1.       “Plain meaning”
a.       e.g.: A statute cannot be read beyond its text
b.      e.g.: If the language is plain and unambiguous it must be given effect.
2.       “Purpose”
a.       e.g.: To effect its purpose a statute must be read beyond its text
b.      e.g.: Not when a literal interpretation would lead to absurd or mischievous consequences or thwart its manifest purpose.
                                        iii.      Textual Canons
1.      Expressio Unius—the expression of specific terms implies exclusion of all others. Assumption that the legislature considered all options and chose not to include them
a.       Approved[16] b.      Rejected[17] c.       USRCA—canon is of little practical use and can only be used if the list seems exhaustive.
2.      Ejusdem Generis—when specific words follow the general words, the general words must be of same type as the specific words.
a.       Approved[18] 
b.      Exceptions
                                                          

lowing up “carries” in the statute). R.W.: Court in Muscarello interpreted “carries” in the exact opposite way.
 
[14] Holy Trinity (a religious society prepaid the passage of transportation for an alien to become a pastor. The society was indicted under a statute which forbade the prepaying of transportation of an alien for “service of any kind.” There are exceptions for “artists” and “lecturers,” but there is no “pastor.” Holding: even though the statute by its text is broad and it is clear that pastor is not included in the exceptions, congress could not intended not to exclude pastors because this is not within the spirit or intention of congress. By relying on committee reports and congressional records, the court found that the spirit of the law was to remedy the evil “cheap unskilled labor.”). See also United Steel Workers of America v. Weber (Where a white male was not hired out of a steel training program because the program had an affirmative action plan. The white male claimed it violated Title VII of the Civil Rights Act. Holding: even though the language of the act notes that an employer may not “discriminate on account of race,” the Court noted that there was no discrimination because the legislative history of the act reveals that the purpose was to “open employment opportunities for Negroes.” The Court noted that the purpose of the Act would be violated if blacks were not given adequate opportunities even if it results in limiting work opportunities for whites).
 
[15] Monell v.

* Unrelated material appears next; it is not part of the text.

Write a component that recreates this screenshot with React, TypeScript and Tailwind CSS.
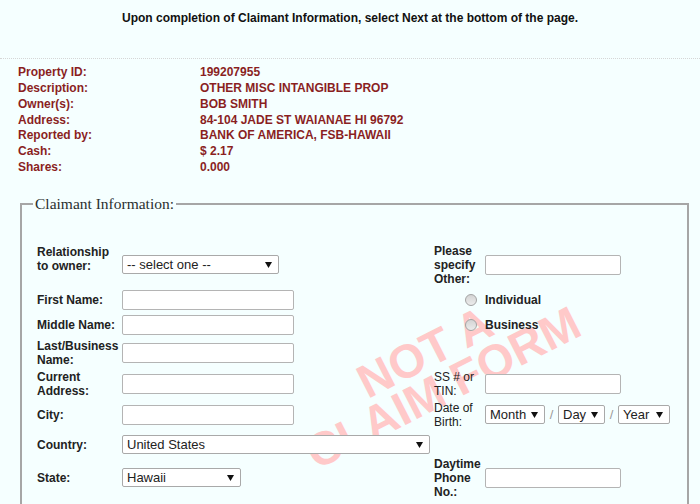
import React from "react";

const Arrow = () => (
  <svg width="7" height="6" viewBox="0 0 7 6" className="shrink-0">
    <polygon points="0,0 7,0 3.5,6" fill="#111" />
  </svg>
);

function FakeSelect({ value, w }: { value: string; w: string }) {
  return (
    <div
      className={`${w} flex h-[19px] items-center justify-between rounded-[2px] border border-[#a9a9a9] bg-white pl-[4px] pr-[6px] text-[13px] leading-none text-[#222]`}
    >
      <span>{value}</span>
      <Arrow />
    </div>
  );
}

function TextBox({ w }: { w: string }) {
  return <div className={`${w} h-[20px] rounded-[2px] border border-[#b4b4b4] bg-white`} />;
}

function Radio() {
  return (
    <span className="mr-[8px] block h-[12px] w-[12px] justify-self-end rounded-full border border-[#a3a3a3] bg-gradient-to-b from-[#d4d4d4] to-[#ececec]" />
  );
}

const property: [string, string][] = [
  ["Property ID:", "199207955"],
  ["Description:", "OTHER MISC INTANGIBLE PROP"],
  ["Owner(s):", "BOB SMITH"],
  ["Address:", "84-104 JADE ST WAIANAE HI 96792"],
  ["Reported by:", "BANK OF AMERICA, FSB-HAWAII"],
  ["Cash:", "$ 2.17"],
  ["Shares:", "0.000"],
];

export default function App() {
  return (
    <div className="relative h-[504px] w-[700px] overflow-hidden bg-[#f5ffff] font-['Liberation_Sans',Arial,sans-serif] text-[12px] text-[#222]">
      <div className="h-[58px] pt-[11px] text-center text-[12px] font-bold leading-[14px] text-[#111]">
        Upon completion of Claimant Information, select Next at the bottom of the page.
      </div>
      <div className="border-t border-dotted border-[#d6d6d6]" />

      <div className="grid grid-cols-[182px_1fr] pl-[18px] pt-[6px] text-[12px] font-bold leading-[15.85px] text-[#8a1f1f]">
        {property.map(([k, v]) => (
          <React.Fragment key={k}>
            <div>{k}</div>
            <div>{v}</div>
          </React.Fragment>
        ))}
      </div>

      <fieldset className="relative ml-[20px] mr-[11px] mt-[19px] border-2 border-[#a6a6a6] pb-[5px]">
        <legend className="ml-[11px] px-[2px] font-['Liberation_Serif','Times_New_Roman',serif] text-[15.5px] leading-[18px] text-[#2a2f2f]">
          Claimant Information:
        </legend>

        <div className="relative z-10 grid grid-cols-[85px_312px_51px_auto] grid-rows-[42px_22px_22px_28px_28px_28px_22px_42px] items-center gap-y-[3px] pl-[15px] pt-[31px] text-[12px] leading-[14px]">
          {/* row 1 */}
          <div className="self-start pt-[1px] font-bold">
            Relationship
            <br />
            to owner:
          </div>
          <FakeSelect value="-- select one --" w="w-[157px]" />
          <div className="font-bold">
            Please
            <br />
            specify
            <br />
            Other:
          </div>
          <TextBox w="w-[136px]" />

          {/* row 2 */}
          <div className="mt-[1px] font-bold">First Name:</div>
          <div className="mt-[1px]">
            <TextBox w="w-[172px]" />
          </div>
          <Radio />
          <div className="mt-[1px] font-bold">Individual</div>

          {/* row 3 */}
          <div className="mt-[1px] font-bold">Middle Name:</div>
          <div className="mt-[1px]">
            <TextBox w="w-[172px]" />
          </div>
          <Radio />
          <div className="mt-[1px] font-bold">Business</div>

          {/* row 4 */}
          <div className="whitespace-nowrap font-bold">
            Last/Business
            <br />
            Name:
          </div>
          <TextBox w="w-[172px]" />
          <div />
          <div />

          {/* row 5 */}
          <div className="font-bold">
            Current
            <br />
            Address:
          </div>
          <TextBox w="w-[172px]" />
          <div>
            SS # or
            <br />
            TIN:
          </div>
          <TextBox w="w-[136px]" />

          {/* row 6 */}
          <div className="font-bold">City:</div>
          <TextBox w="w-[172px]" />
          <div>
            Date of
            <br />
            Birth:
          </div>
          <div className="flex items-center text-[13px] text-[#999]">
            <FakeSelect value="Month" w="w-[60px]" />
            <span className="w-[13px] text-center">/</span>
            <FakeSelect value="Day" w="w-[47px]" />
            <span className="w-[13px] text-center">/</span>
            <FakeSelect value="Year" w="w-[52px]" />
          </div>

          {/* row 7 */}
          <div className="mt-[4px] font-bold">Country:</div>
          <div className="mt-[4px]">
            <FakeSelect value="United States" w="w-[308px]" />
          </div>
          <div />
          <div />

          {/* row 8 */}
          <div className="font-bold">State:</div>
          <FakeSelect value="Hawaii" w="w-[119px]" />
          <div className="font-bold">
            Daytime
            <br />
            Phone
            <br />
            No.:
          </div>
          <TextBox w="w-[136px]" />
        </div>
      </fieldset>

      {/* watermark, sits behind the form fields */}
      <div className="pointer-events-none absolute left-[434px] top-[370px] z-0 -translate-x-1/2 -translate-y-1/2 -rotate-[27deg] whitespace-nowrap text-center text-[47px] font-bold leading-[40px] text-[#ffc9c9]">
        NOT A
        <br />
        CLAIM FORM
      </div>
    </div>
  );
}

Department of Human Services (holding that its prior interpretation of a statute was incorrect because it misinterpreted the legislative history in a prior case. “Persons” does include corporations because (1) congress intended section 1 to be broadly construed as seen in the Debate on the First Conference Report, and Debate on Section 1 of the Civil Rights Bill; (2) im pari materia—similar statutes extend “person” to corporate bodies).
[16] U.S. v. Robinson (Holding that the plain meaning of the statute, and expressio unius shows that no one other than the AG or the Assistant AG may be designated to give wiretaps, an executive assistant cannot give permission).
 
[17] Nat’l Petroleum Ass’n v. FTC (holding that premise on which the canon ejusdem generis is based that the legislature considered all possible alternative provisions is faulty).
 
[18] Maine v. Ferris (where a D was apprehended with a gambling book and indicted under 17 MRSA 1811 for “possession of any punch board, seal card, slot gambling machine, or other implements apparatus or materials of any form.” Holding: because both the plaintiff and the defendant could have good arguments to the italicized language, illuminating the rest of the sentence shows that the legislature wanted to punish only a specific type of “implements” or “materials,” such as those used to gamble, not those used to record gambling like D’s books). R.W.: court could have also used the criminal statutes are to be construed narrowly canon. See also Short v. State (where a D struck the victim with a bottle and robbed him and was indicted under a statute that read, “any firearm, dirk, stiletto, bludgeon, billy . . . or other deadly or dangerous weapon.” Holding: although bottle was not listed, it “would be ejusdem generis with these weapons if used in a robbery” and therefore when used in a robbery it has the same characteristics and is therefore not excluded. Court manipulates view and definition of bottle to make it fit in the same category as the other weapons listed).
 
[19] Doe v. Statewide Grievance Committee (whether the statute permits an action to be dismissed if the Committee does not take action within four months. It reads: “shall conclude any hearing . . . and shall render its decision not later than four months.” “Shall” is directory because it would defeat the purpose of the proceedings, and therefore the court finds evidence to make it directory: (1) no penalty for failure to follow 4-month time period; (2) other provisions in the same statute are not mandatory; (3) common sense; (4) general legislative intent [no leg intent directly speaks to this]).
 
[20] State v. Hill (where D made a call of an obscene nature, but where the statute read “proposals of an obscene nature and threats of any kind.” and so D argues that he must make (1) obscene proposals, and (2) threats. Holding: although the plain meaning would require “and threats” the court peels back the statute and finds that the original statute did not have “and threats” and so it is surplusage and not a separate element).
 
[21] Earle v. Zoning Board of Warwick (whether “merchandise and operations” means (1) both, or (2) only one or the other. Holding: the words “and” and “or” have their plain meaning and so they are conjunctive (requires both)).
 
[22] Weinacht (where a statute controlling how bids are made includes a list, and then it says, “structural steel and iron work,” and whether these are to be separate bids or bid together. Holding: the two are to be a single item because (1) of trade usage, and (2) that other parts of the statute use a comma after “and” and so intentionally left the comma out in this part so as to make it one bid).
 
[23] Church of the Holy Trinity (the title of the act “to prohibit the importation and migration of foreigners and aliens under contract or agreement to perform labor in the U.S.” Held: clearly the thought created by the title is manual labor, and not the work of a professional man such as a preacher in this case).